A nighttime fire raced through a dormitory in Guyana early Monday, killing at least 20 students and injuring several others at a boarding school catering to remote, mostly indigenous villages, authorities said.
"This is a horrific incident. It's tragic. It's painful," President Irfaan Ali said, adding that his government was mobilizing all possible resources to care for the children.
The fire broke out shortly after midnight in the dormitory building of a secondary school in the southwestern border town of Mahdia, a gold and diamond mining community about 200 miles (320 kilometers) south of the capital, Georgetown, the government said in a statement.
The fire killed at least 20 students, and injured several others, six of whom were taken to the capital for treatment, the government said.
The school serves mostly indigenous children aged 12 through 18, National Security Adviser Gerald Gouveia said. He said it was too early to speculate what might have caused the fire, adding that heavy thunderstorms in the area posed a challenge to those responding by air.

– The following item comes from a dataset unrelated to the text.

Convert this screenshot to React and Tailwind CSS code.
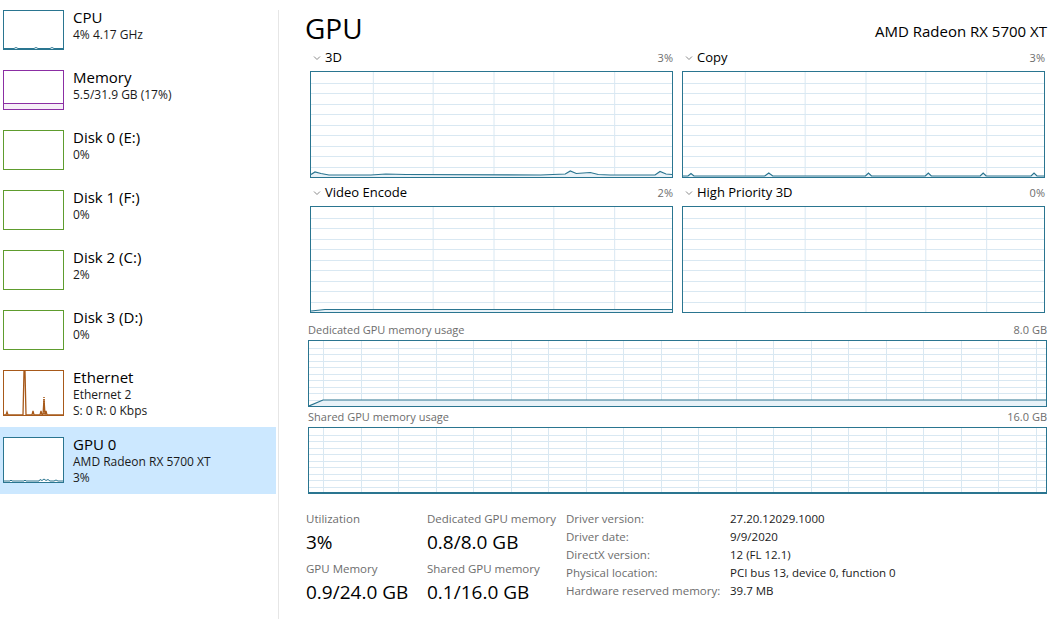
import React from 'react'

const FONT = { fontFamily: '"Segoe UI", "Open Sans", "Noto Sans", sans-serif' }

function Chevron() {
  return (
    <svg width="8" height="6" viewBox="0 0 8 6" className="mr-[4px]">
      <path d="M1 1.5 L4 4.5 L7 1.5" fill="none" stroke="#8a8a8a" strokeWidth="1" />
    </svg>
  )
}

function Grid({ w, h, cols, rows, offset = 0 }) {
  const lines = []
  for (let i = 1; i < rows; i++) {
    const y = Math.round((h / rows) * i) + 0.5
    lines.push(<line key={'r' + i} x1="0" x2={w} y1={y} y2={y} />)
  }
  for (let x = offset; x < w; x += cols) {
    const xx = Math.round(x) + 0.5
    lines.push(<line key={'c' + x} x1={xx} x2={xx} y1="0" y2={h} />)
  }
  return <g stroke="#d9e8f2" strokeWidth="1">{lines}</g>
}

function Chart({ h, w, cols, offset, trace, className }) {
  return (
    <div className={`border border-[#2a7590] bg-white ${className}`} style={{ height: h }}>
      <svg width="100%" height="100%" viewBox={`0 0 ${w} ${h - 2}`} preserveAspectRatio="none" className="block">
        <Grid w={w} h={h - 2} cols={cols} rows={10} offset={offset} />
        {trace && (
          <>
            <polygon points={`0,${h - 2} ${trace} ${w},${h - 2}`} fill="#e8f2f8" />
            <polyline points={trace} fill="none" stroke="#2a7590" strokeWidth="1.2" />
          </>
        )}
      </svg>
    </div>
  )
}

function EngineChart({ name, pct, trace }) {
  return (
    <div className="flex flex-col">
      <div className="flex items-center h-[16px] pl-[3px]">
        <Chevron />
        <span className="text-[13px] text-black">{name}</span>
        <span className="ml-auto text-[11px] text-[#6d6d6d]">{pct}</span>
      </div>
      <Chart h={107} w={362} cols={60.5} offset={61.5} trace={trace} className="mt-[5px]" />
    </div>
  )
}

function Thumb({ border, h, children }) {
  return (
    <div className={`w-[61px] shrink-0 border bg-white ${border}`} style={{ height: h }}>
      <svg width="59" height={h - 2} viewBox={`0 0 59 ${h - 2}`} className="block">
        {children}
      </svg>
    </div>
  )
}

function SideItem({ title, lines, border, tall, selected, children }) {
  const h = tall ? 46 : 40
  return (
    <div className={`flex pl-[3px] pt-[10px] ${tall ? 'h-[67px]' : 'h-[60px]'} ${selected ? 'bg-[#cce8ff]' : ''}`}>
      <Thumb border={border} h={h}>{children}</Thumb>
      <div className="ml-[9px] -mt-[3px]">
        <div className="text-[15px] leading-[20px] text-black">{title}</div>
        {lines.map((l, i) => (
          <div key={i} className="text-[12px] leading-[16px] text-[#1a1a1a]">{l}</div>
        ))}
      </div>
    </div>
  )
}

const Stat = ({ label, value }) => (
  <div className="flex flex-col">
    <div className="text-[11.5px] leading-[16px] text-[#6d6d6d]">{label}</div>
    <div className="text-[19px] leading-[26px] text-black mt-[2px]">{value}</div>
  </div>
)

const info = [
  ['Driver version:', '27.20.12029.1000'],
  ['Driver date:', '9/9/2020'],
  ['DirectX version:', '12 (FL 12.1)'],
  ['Physical location:', 'PCI bus 13, device 0, function 0'],
  ['Hardware reserved memory:', '39.7 MB'],
]

export default function App() {
  return (
    <div className="flex w-[1059px] h-[619px] bg-white overflow-hidden" style={FONT}>
      <aside className="w-[276px] shrink-0">
        <SideItem title="CPU" lines={['4% 4.17 GHz']} border="border-[#2a7590]">
          <polyline points="0,37.5 10,37.5 12,36.5 14,37.5 30,37.5 32,36.5 34,37.5 46,37.5 48,36.5 50,37.5 59,37.5" fill="none" stroke="#2a7590" strokeWidth="1" />
        </SideItem>
        <SideItem title="Memory" lines={['5.5/31.9 GB (17%)']} border="border-[#8b2ea3]">
          <rect x="0" y="32" width="59" height="6" fill="#f6eef8" />
          <line x1="0" x2="59" y1="32.5" y2="32.5" stroke="#8b2ea3" strokeWidth="1" />
        </SideItem>
        <SideItem title="Disk 0 (E:)" lines={['0%']} border="border-[#5e9c2e]" />
        <SideItem title="Disk 1 (F:)" lines={['0%']} border="border-[#5e9c2e]" />
        <SideItem title="Disk 2 (C:)" lines={['2%']} border="border-[#5e9c2e]" />
        <SideItem title="Disk 3 (D:)" lines={['0%']} border="border-[#5e9c2e]" />
        <SideItem title="Ethernet" lines={['Ethernet 2', 'S: 0 R: 0 Kbps']} border="border-[#a7591a]" tall>
          <polyline points="0,44 2,44 3,41 4,44 19,44 20,0 21,0 22,44 28,44 29,40 30,44 36,44 37,40 38,44 39,44 40,28 41,44 42,40 43,44 59,44" fill="none" stroke="#a7591a" strokeWidth="1.3" />
          <line x1="40" x2="40" y1="26" y2="44" stroke="#a7591a" strokeWidth="1.5" strokeDasharray="1 1" />
        </SideItem>
        <SideItem title="GPU 0" lines={['AMD Radeon RX 5700 XT', '3%']} border="border-[#2a7590]" tall selected>
          <polyline points="0,43 6,43 7,42 8,43 20,43 21,42 22,43 35,43 36,41.5 38,42.5 40,41 42,42.5 44,41.5 46,43 50,43 52,42 54,43 59,43" fill="none" stroke="#2a7590" strokeWidth="1" />
        </SideItem>
      </aside>
      <div className="w-[1px] bg-[#e6e6e6] mt-[10px] ml-[2px] shrink-0" />
      <main className="flex-1 flex flex-col pl-[29px] pr-[12px]">
        <div className="flex items-end justify-between h-[44px]">
          <div className="text-[28px] leading-[36px] text-black -ml-[3px] -mb-[2px]">GPU</div>
          <div className="text-[15px] leading-[20px] text-black mb-[3px]">AMD Radeon RX 5700 XT</div>
        </div>
        <div className="grid grid-cols-2 gap-x-[9px] gap-y-[7px] px-[2px] mt-[6px]">
          <EngineChart name="3D" pct="3%" trace="0,102.5 4,100 10,101.5 18,103 60,103 75,102 95,102.5 230,103 255,102 260,99 266,101.5 280,100.5 288,102.5 300,103 345,103 350,99.5 356,102 362,102.5" />
          <EngineChart name="Copy" pct="3%" trace="0,104 5,104 8,101.5 11,104 82,104 86,101 90,104 183,104 186,101 189,104 243,104 246,101 249,104 298,104 301,101 304,104 349,104 352,101 355,104 362,104" />
          <EngineChart name="Video Encode" pct="2%" trace="0,104 14,102.5 362,102.5" />
          <EngineChart name="High Priority 3D" pct="0%" />
        </div>
        <div className="flex items-center h-[16px] mt-[9px] text-[11px] text-[#6d6d6d]">
          <span>Dedicated GPU memory usage</span>
          <span className="ml-auto">8.0 GB</span>
        </div>
        <Chart h={67} w={737} cols={37.5} offset={14} trace="0,65 14,59 737,59" className="mt-[2px]" />
        <div className="flex items-center h-[16px] mt-[2px] text-[11px] text-[#6d6d6d]">
          <span>Shared GPU memory usage</span>
          <span className="ml-auto">16.0 GB</span>
        </div>
        <Chart h={67} w={737} cols={37.5} offset={14} trace="0,64.5 737,64.5" className="mt-[2px]" />
        <div className="flex mt-[17px] -ml-[2px]">
          <div className="flex flex-col gap-[6px] w-[121px]">
            <Stat label="Utilization" value="3%" />
            <Stat label="GPU Memory" value="0.9/24.0 GB" />
          </div>
          <div className="flex flex-col gap-[6px] w-[139px]">
            <Stat label="Dedicated GPU memory" value="0.8/8.0 GB" />
            <Stat label="Shared GPU memory" value="0.1/16.0 GB" />
          </div>
          <div className="flex flex-col text-[11.5px] leading-[18px] -mt-[1px]">
            {info.map(([k, v]) => (
              <div key={k} className="flex">
                <span className="w-[164px] shrink-0 text-[#6d6d6d]">{k}</span>
                <span className="text-[#1a1a1a]">{v}</span>
              </div>
            ))}
          </div>
        </div>
      </main>
    </div>
  )
}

"It was a battle for us," he said. "The pilots were very brave, very determined."
He added that the government and emergency responders "made a gigantic effort" to save as many people as possible.
Ali said officials were contacting parents and mobilizing psychologists to help deal with those affected by the fire.
"I cannot imagine the pain right now of the parents," he said. "This is a major disaster."
Local newspaper Stabroek News reported that the fire broke out in a girls' dormitory.
Opposition lawmaker Natasha Singh-Lewis called for an in-depth investigation.
"We need to understand how this most horrific and deadly incident occurred and take all necessary measures to prevent such a tragedy from happening again in the future," she said.